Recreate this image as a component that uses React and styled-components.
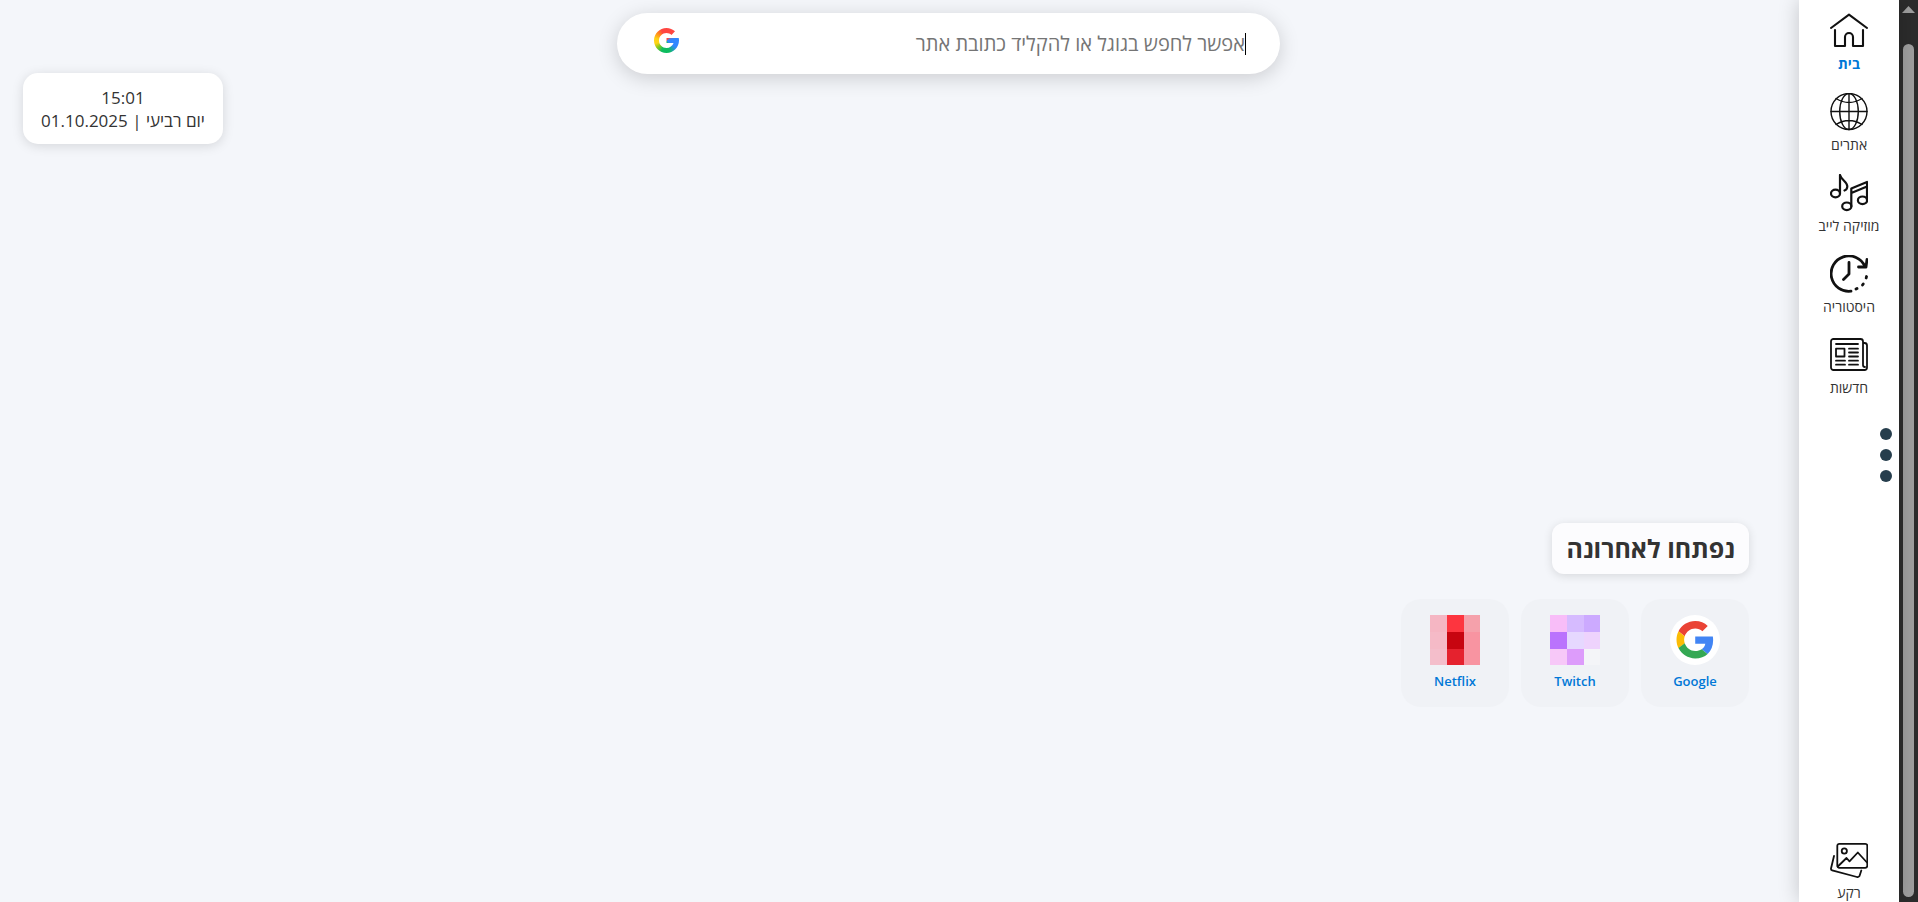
import React from 'react'
import styled, {createGlobalStyle} from 'styled-components'

const GlobalStyle = createGlobalStyle`
  * {
    box-sizing: border-box;
  }

  body {
    margin: 0;
    background: #f4f6fa;
    color: #333;
    font-family: 'Open Sans', 'Noto Sans', 'DejaVu Sans', sans-serif;
  }
`

const Page = styled.div`
  display: flex;
  min-height: 100vh;
`

/* scrollbar */

const ScrollTrack = styled.div`
  display: flex;
  flex-direction: column;
  align-items: center;
  width: 19px;
  padding: 6px 0 5px;
  background: #2c2c2c;
`

const ScrollArrow = styled.svg`
  width: 13px;
  height: 7px;
  margin-bottom: 31px;
  fill: #9f9f9f;
`

const ScrollThumb = styled.div`
  flex: 1;
  width: 11px;
  border-radius: 6px;
  background: #9f9f9f;
`

/* sidebar */

const Sidebar = styled.nav`
  display: flex;
  flex-direction: column;
  gap: 20px;
  width: 100px;
  padding-top: 12px;
  background: #fff;
  box-shadow: 0 0 20px rgba(0, 0, 0, 0.2);
`

const NavLink = styled.a`
  display: flex;
  flex-direction: column;
  align-items: center;
  gap: 5px;
  color: ${(props) => props.$active ? '#0078d7' : '#333'};
  font-size: 14px;
  font-weight: ${(props) => props.$active ? 700 : 400};
  line-height: 18px;
  text-decoration: none;
  ${(props) => props.$last ? 'margin-top: auto;' : ''}
`

const NavIcon = styled.svg`
  width: 38px;
  height: 38px;
  fill: none;
  stroke: #111;
  stroke-width: ${(props) => props.$weight};
  stroke-linecap: round;
  stroke-linejoin: round;
`

const Dots = styled.div`
  display: flex;
  flex-direction: column;
  gap: 9px;
  margin-top: 11px;
  padding-right: 7px;
`

const Dot = styled.button`
  width: 12px;
  height: 12px;
  padding: 0;
  border: 0;
  border-radius: 50%;
  background: #263e4d;
`

/* main */

const Main = styled.main`
  display: flex;
  flex: 1;
  flex-direction: column;
  padding: 13px 50px 195px 23px;
`

const SearchRow = styled.div`
  display: flex;
  align-items: flex-start;
  justify-content: center;
  height: 60px;
  padding-left: 125px;
`

const SearchBox = styled.form`
  display: flex;
  align-items: center;
  width: 42%;
  max-width: 663px;
  height: 61px;
  padding: 0 34px 0 37px;
  border-radius: 31px;
  background: #fff;
  box-shadow: 0 4px 20px rgba(0, 0, 0, 0.17);
`

const Caret = styled.span`
  width: 1px;
  height: 22px;
  background: #000;
`

const SearchInput = styled.input`
  flex: 1;
  min-width: 0;
  padding: 0;
  border: 0;
  outline: 0;
  background: transparent;
  font-family: inherit;
  font-size: 20px;
  line-height: 26px;

  &::placeholder {
    color: #757575;
    opacity: 1;
  }
`

const SearchLogo = styled.button`
  width: 25px;
  height: 25px;
  margin-bottom: 6px;
  padding: 0;
  border: 0;
  background: conic-gradient(#ff4641 0deg 40deg, #3186ff 75deg 125deg, #0ebc5f 165deg 205deg, #8ac71a 232deg, #ffd314 255deg 280deg, #ff8a1c 310deg, #ff4641 335deg);
  clip-path: path('M24.757 10.052H23.75V10H12.5v5h7.064c-1.031 2.911-3.8 5-7.064 5c-4.142 0-7.5-3.358-7.5-7.5c0-4.142 3.358-7.5 7.5-7.5c1.912 0 3.651.721 4.976 1.899l3.536-3.536C18.779 1.283 15.793 0 12.5 0C5.597 0 0 5.597 0 12.5c0 6.903 5.597 12.5 12.5 12.5c6.903 0 12.5-5.597 12.5-12.5C25 11.662 24.914 10.844 24.757 10.052z');
`

const Clock = styled.div`
  align-self: flex-end;
  min-width: 200px;
  padding: 13px 18px 12px;
  border-radius: 15px;
  background: #fff;
  box-shadow: 0 2px 12px rgba(0, 0, 0, 0.13);
  font-size: 17px;
  line-height: 23px;
  text-align: center;
  white-space: nowrap;
`

const Recent = styled.section`
  display: flex;
  flex-direction: column;
  align-items: flex-start;
  gap: 25px;
  margin-top: auto;
`

const RecentTitle = styled.h2`
  margin: 0;
  padding: 8px 14px;
  border-radius: 12px;
  background: #fcfcfe;
  box-shadow: 0 2px 10px rgba(0, 0, 0, 0.12);
  font-size: 25px;
  font-weight: 700;
  line-height: 35px;
`

const Cards = styled.div`
  display: flex;
  gap: 12px;
`

const Card = styled.a`
  display: flex;
  flex-direction: column;
  align-items: center;
  gap: 6px;
  width: 108px;
  height: 108px;
  padding-top: 16px;
  border-radius: 20px;
  background: #f0f2f6;
  color: #0078d7;
  font-size: 13px;
  font-weight: 600;
  line-height: 20px;
  text-decoration: none;
`

const CardIcon = styled.svg`
  width: 50px;
  height: 50px;
`

const netflix = [
  '#f5b6c3', '#fd353f', '#f5a1ab',
  '#f5bac7', '#c70510', '#f894a1',
  '#f4becb', '#e5222e', '#f894a1'
]

const twitch = [
  '#f8bdf8', '#d6bbff', '#ccaaff',
  '#ba73fd', '#e6d8ff', '#eed3fd',
  '#f7c8f8', '#dd9cfb', '#f4f5f8'
]

function PixelIcon({colors}) {
  return (
    <CardIcon viewBox="0 0 50 50" shapeRendering="crispEdges">
      {colors.map((color, idx) => (
        <rect
          key={idx}
          x={(idx % 3) * 17}
          y={Math.floor(idx / 3) * 17}
          width="17"
          height="17"
          fill={color}
        />
      ))}
    </CardIcon>
  )
}

function GoogleIcon() {
  return (
    <CardIcon viewBox="0 0 50 50">
      <circle cx="25" cy="25" r="25" fill="#fff" />
      <g transform="translate(6.5 6) scale(0.78)">
        <path fill="#ea4335" d="M24 9.5c3.54 0 6.71 1.22 9.21 3.6l6.85-6.85C35.9 2.38 30.47 0 24 0 14.62 0 6.51 5.38 2.56 13.22l7.98 6.19C12.43 13.72 17.74 9.5 24 9.5z" />
        <path fill="#4285f4" d="M46.98 24.55c0-1.57-.15-3.09-.38-4.55H24v9.02h12.94c-.58 2.96-2.26 5.48-4.78 7.18l7.73 6c4.51-4.18 7.09-10.36 7.09-17.65z" />
        <path fill="#fbbc05" d="M10.53 28.59c-.48-1.45-.76-2.99-.76-4.59s.27-3.14.76-4.59l-7.98-6.19C.92 16.46 0 20.12 0 24c0 3.88.92 7.54 2.56 10.78l7.97-6.19z" />
        <path fill="#34a853" d="M24 48c6.48 0 11.93-2.13 15.89-5.81l-7.73-6c-2.15 1.45-4.92 2.3-8.16 2.3-6.26 0-11.57-4.22-13.47-9.91l-7.98 6.19C6.51 42.62 14.62 48 24 48z" />
      </g>
    </CardIcon>
  )
}

const icons = {
  home: (
    <>
      <path d="M1 16L19 2.7L37 16" />
      <path d="M5 18V34H15V25a4 4 0 0 1 8 0V34H33V18" />
    </>
  ),
  sites: (
    <>
      <circle cx="19" cy="18.5" r="18" />
      <ellipse cx="19" cy="18.5" rx="9.3" ry="18" />
      <path d="M19 .5V36.5M1 18.5H37M6 5.5Q19 13.5 32 5.5M6 31.5Q19 23.5 32 31.5" />
    </>
  ),
  music: (
    <>
      <ellipse cx="5.5" cy="19.5" rx="4.5" ry="3.8" />
      <path d="M10 19.5V1C11 6 17.5 7.5 17.3 12.5C17.2 14.5 16 16 14.5 16.5" />
      <ellipse cx="16.8" cy="32.3" rx="4.6" ry="3.8" />
      <ellipse cx="32.5" cy="26.3" rx="4.6" ry="3.8" />
      <path d="M21.3 32.3V14.5L37 8V26.3M21.3 19L37 12.5" />
    </>
  ),
  history: (
    <>
      <path d="M21 36.2A17.7 17.7 0 1 1 35 11.5" />
      <path d="M37 4.5L36 12H28.5M19 7.5V19L13.5 24.5" />
      <path d="M36.5 21.5L36.2 23M33.2 29L32.5 30M27 33.5L26 34" />
    </>
  ),
  news: (
    <>
      <path d="M33 29V5.5a2.5 2.5 0 0 0-2.5-2.5H3.5A2.5 2.5 0 0 0 1 5.5V31.5A2.5 2.5 0 0 0 3.5 34H34.5a2.5 2.5 0 0 0 2.5-2.5V9.5a2.5 2.5 0 0 0-2.5-2.5H33M33 29q0 2 2 2" />
      <path d="M6 8H28M6 12.7H14.5V20.5H6zM19 12.7H28M19 16.5H28M19 20.5H28M19 24.7H28M19 28.7H28M6 24.7H15M6 28.7H15" />
    </>
  ),
  background: (
    <>
      <rect x="7.3" y="2.8" width="30" height="24" rx="2" />
      <circle cx="14.3" cy="10" r="2.6" />
      <path d="M7.8 25.5L16.5 17L19.5 20.3L27.8 11.5L37 21.5M4 15L1 27.5Q.8 29 2.2 29.4L27 36Q28.5 36.3 29.5 35L31.3 29.5" />
    </>
  )
}

const navItems = [
  {icon: 'home', label: 'בית', weight: 2.1, active: true},
  {icon: 'sites', label: 'אתרים', weight: 1.4},
  {icon: 'music', label: 'מוזיקה לייב', weight: 2.2},
  {icon: 'history', label: 'היסטוריה', weight: 2.8},
  {icon: 'news', label: 'חדשות', weight: 1.8}
]

function NavItem({icon, label, weight, active, last}) {
  return (
    <NavLink href={`#${icon}`} $active={active} $last={last}>
      <NavIcon viewBox="0 0 38 38" $weight={weight}>{icons[icon]}</NavIcon>
      {label}
    </NavLink>
  )
}

export default function App() {
  return (
    <Page dir="rtl">
      <GlobalStyle />
      <ScrollTrack>
        <ScrollArrow viewBox="0 0 13 7"><path d="M6.5 0L13 7H0z" /></ScrollArrow>
        <ScrollThumb />
      </ScrollTrack>
      <Sidebar>
        {navItems.map((item) => <NavItem key={item.icon} {...item} />)}
        <Dots>
          <Dot type="button" aria-label="1" />
          <Dot type="button" aria-label="2" />
          <Dot type="button" aria-label="3" />
        </Dots>
        <NavItem icon="background" label="רקע" weight={1.8} last />
      </Sidebar>
      <Main>
        <SearchRow>
          <SearchBox role="search">
            <Caret />
            <SearchInput
              type="text"
              aria-label="חיפוש"
              placeholder="אפשר לחפש בגוגל או להקליד כתובת אתר"
            />
            <SearchLogo type="submit" aria-label="Google" />
          </SearchBox>
        </SearchRow>
        <Clock>
          <div>15:01</div>
          <div>יום רביעי | 01.10.2025</div>
        </Clock>
        <Recent>
          <RecentTitle>נפתחו לאחרונה</RecentTitle>
          <Cards>
            <Card href="#google"><GoogleIcon />Google</Card>
            <Card href="#twitch"><PixelIcon colors={twitch} />Twitch</Card>
            <Card href="#netflix"><PixelIcon colors={netflix} />Netflix</Card>
          </Cards>
        </Recent>
      </Main>
    </Page>
  )
}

◆ What is required: Return all the lines that contain the string "components".

◆ The output:
Recreate this image as a component that uses React and styled-components.
import styled, {createGlobalStyle} from 'styled-components'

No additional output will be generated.